## YOUR GOAL
Please transcribe the data that follows without the pictures, keeping every word the same.

## DATA EXTRACT

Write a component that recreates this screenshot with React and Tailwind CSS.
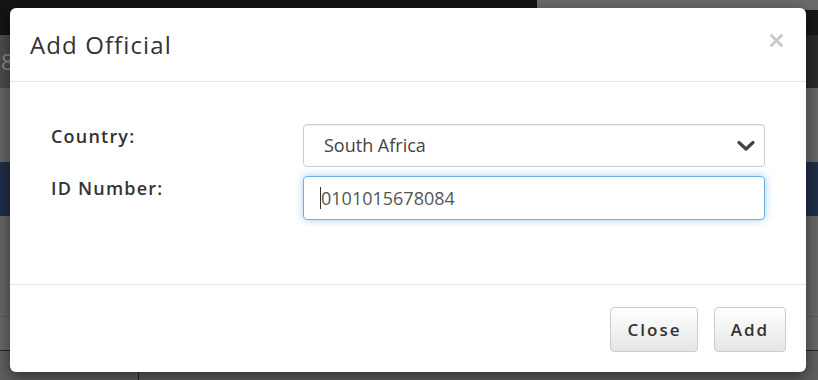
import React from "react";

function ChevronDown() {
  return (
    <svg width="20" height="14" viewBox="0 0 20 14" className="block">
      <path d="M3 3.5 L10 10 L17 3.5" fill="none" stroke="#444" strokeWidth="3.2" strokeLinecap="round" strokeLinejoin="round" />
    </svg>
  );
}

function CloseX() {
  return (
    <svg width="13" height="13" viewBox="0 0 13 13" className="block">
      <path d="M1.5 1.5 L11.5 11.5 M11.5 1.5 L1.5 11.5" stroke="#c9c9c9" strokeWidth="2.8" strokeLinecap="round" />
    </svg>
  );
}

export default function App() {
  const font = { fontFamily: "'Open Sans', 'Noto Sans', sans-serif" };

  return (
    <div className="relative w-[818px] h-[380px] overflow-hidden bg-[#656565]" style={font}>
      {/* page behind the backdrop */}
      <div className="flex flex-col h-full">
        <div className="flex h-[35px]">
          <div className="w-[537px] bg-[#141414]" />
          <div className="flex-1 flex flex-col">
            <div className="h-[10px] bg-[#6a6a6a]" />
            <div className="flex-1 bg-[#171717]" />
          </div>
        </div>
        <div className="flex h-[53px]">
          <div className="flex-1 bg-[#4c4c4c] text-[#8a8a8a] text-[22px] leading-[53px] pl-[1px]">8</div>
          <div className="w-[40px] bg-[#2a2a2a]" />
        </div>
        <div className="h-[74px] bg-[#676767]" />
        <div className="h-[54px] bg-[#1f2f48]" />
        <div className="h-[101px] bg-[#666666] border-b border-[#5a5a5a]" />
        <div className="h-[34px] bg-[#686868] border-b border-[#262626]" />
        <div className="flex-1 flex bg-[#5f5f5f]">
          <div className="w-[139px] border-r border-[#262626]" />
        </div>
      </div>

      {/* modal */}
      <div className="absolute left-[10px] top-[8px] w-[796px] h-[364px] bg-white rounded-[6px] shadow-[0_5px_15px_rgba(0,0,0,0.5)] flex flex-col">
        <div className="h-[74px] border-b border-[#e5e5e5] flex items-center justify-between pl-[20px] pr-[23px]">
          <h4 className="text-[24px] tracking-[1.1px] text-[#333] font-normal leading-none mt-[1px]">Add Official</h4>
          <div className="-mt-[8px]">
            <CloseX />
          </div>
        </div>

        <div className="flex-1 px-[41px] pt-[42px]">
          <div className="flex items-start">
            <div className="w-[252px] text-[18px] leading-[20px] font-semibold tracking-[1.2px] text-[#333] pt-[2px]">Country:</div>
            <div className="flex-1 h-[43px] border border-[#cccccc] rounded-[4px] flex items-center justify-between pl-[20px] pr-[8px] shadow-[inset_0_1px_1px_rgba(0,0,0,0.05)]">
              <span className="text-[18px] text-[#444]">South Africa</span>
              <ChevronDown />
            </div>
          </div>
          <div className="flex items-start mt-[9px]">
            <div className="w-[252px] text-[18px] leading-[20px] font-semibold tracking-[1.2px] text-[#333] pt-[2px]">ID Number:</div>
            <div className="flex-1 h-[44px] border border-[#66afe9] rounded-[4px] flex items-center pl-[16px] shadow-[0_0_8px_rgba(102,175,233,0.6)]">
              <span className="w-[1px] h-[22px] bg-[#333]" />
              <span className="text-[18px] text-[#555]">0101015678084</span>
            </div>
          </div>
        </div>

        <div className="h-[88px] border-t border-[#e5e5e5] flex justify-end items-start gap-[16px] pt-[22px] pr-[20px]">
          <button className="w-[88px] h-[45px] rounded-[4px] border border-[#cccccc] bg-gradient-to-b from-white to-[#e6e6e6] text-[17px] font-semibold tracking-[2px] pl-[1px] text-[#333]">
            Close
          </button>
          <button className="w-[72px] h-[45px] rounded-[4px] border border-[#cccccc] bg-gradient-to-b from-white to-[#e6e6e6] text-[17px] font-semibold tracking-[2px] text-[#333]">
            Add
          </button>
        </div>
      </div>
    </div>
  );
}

## FINAL ANSWER
Write a component that recreates this screenshot with React and Tailwind CSS.
import React from "react";

function ChevronDown() {
  return (
    <svg width="20" height="14" viewBox="0 0 20 14" className="block">
      <path d="M3 3.5 L10 10 L17 3.5" fill="none" stroke="#444" strokeWidth="3.2" strokeLinecap="round" strokeLinejoin="round" />
    </svg>
  );
}

function CloseX() {
  return (
    <svg width="13" height="13" viewBox="0 0 13 13" className="block">
      <path d="M1.5 1.5 L11.5 11.5 M11.5 1.5 L1.5 11.5" stroke="#c9c9c9" strokeWidth="2.8" strokeLinecap="round" />
    </svg>
  );
}

export default function App() {
  const font = { fontFamily: "'Open Sans', 'Noto Sans', sans-serif" };

  return (
    <div className="relative w-[818px] h-[380px] overflow-hidden bg-[#656565]" style={font}>
      {/* page behind the backdrop */}
      <div className="flex flex-col h-full">
        <div className="flex h-[35px]">
          <div className="w-[537px] bg-[#141414]" />
          <div className="flex-1 flex flex-col">
            <div className="h-[10px] bg-[#6a6a6a]" />
            <div className="flex-1 bg-[#171717]" />
          </div>
        </div>
        <div className="flex h-[53px]">
          <div className="flex-1 bg-[#4c4c4c] text-[#8a8a8a] text-[22px] leading-[53px] pl-[1px]">8</div>
          <div className="w-[40px] bg-[#2a2a2a]" />
        </div>
        <div className="h-[74px] bg-[#676767]" />
        <div className="h-[54px] bg-[#1f2f48]" />
        <div className="h-[101px] bg-[#666666] border-b border-[#5a5a5a]" />
        <div className="h-[34px] bg-[#686868] border-b border-[#262626]" />
        <div className="flex-1 flex bg-[#5f5f5f]">
          <div className="w-[139px] border-r border-[#262626]" />
        </div>
      </div>

      {/* modal */}
      <div className="absolute left-[10px] top-[8px] w-[796px] h-[364px] bg-white rounded-[6px] shadow-[0_5px_15px_rgba(0,0,0,0.5)] flex flex-col">
        <div className="h-[74px] border-b border-[#e5e5e5] flex items-center justify-between pl-[20px] pr-[23px]">
          <h4 className="text-[24px] tracking-[1.1px] text-[#333] font-normal leading-none mt-[1px]">Add Official</h4>
          <div className="-mt-[8px]">
            <CloseX />
          </div>
        </div>

        <div className="flex-1 px-[41px] pt-[42px]">
          <div className="flex items-start">
            <div className="w-[252px] text-[18px] leading-[20px] font-semibold tracking-[1.2px] text-[#333] pt-[2px]">Country:</div>
            <div className="flex-1 h-[43px] border border-[#cccccc] rounded-[4px] flex items-center justify-between pl-[20px] pr-[8px] shadow-[inset_0_1px_1px_rgba(0,0,0,0.05)]">
              <span className="text-[18px] text-[#444]">South Africa</span>
              <ChevronDown />
            </div>
          </div>
          <div className="flex items-start mt-[9px]">
            <div className="w-[252px] text-[18px] leading-[20px] font-semibold tracking-[1.2px] text-[#333] pt-[2px]">ID Number:</div>
            <div className="flex-1 h-[44px] border border-[#66afe9] rounded-[4px] flex items-center pl-[16px] shadow-[0_0_8px_rgba(102,175,233,0.6)]">
              <span className="w-[1px] h-[22px] bg-[#333]" />
              <span className="text-[18px] text-[#555]">0101015678084</span>
            </div>
          </div>
        </div>

        <div className="h-[88px] border-t border-[#e5e5e5] flex justify-end items-start gap-[16px] pt-[22px] pr-[20px]">
          <button className="w-[88px] h-[45px] rounded-[4px] border border-[#cccccc] bg-gradient-to-b from-white to-[#e6e6e6] text-[17px] font-semibold tracking-[2px] pl-[1px] text-[#333]">
            Close
          </button>
          <button className="w-[72px] h-[45px] rounded-[4px] border border-[#cccccc] bg-gradient-to-b from-white to-[#e6e6e6] text-[17px] font-semibold tracking-[2px] text-[#333]">
            Add
          </button>
        </div>
      </div>
    </div>
  );
}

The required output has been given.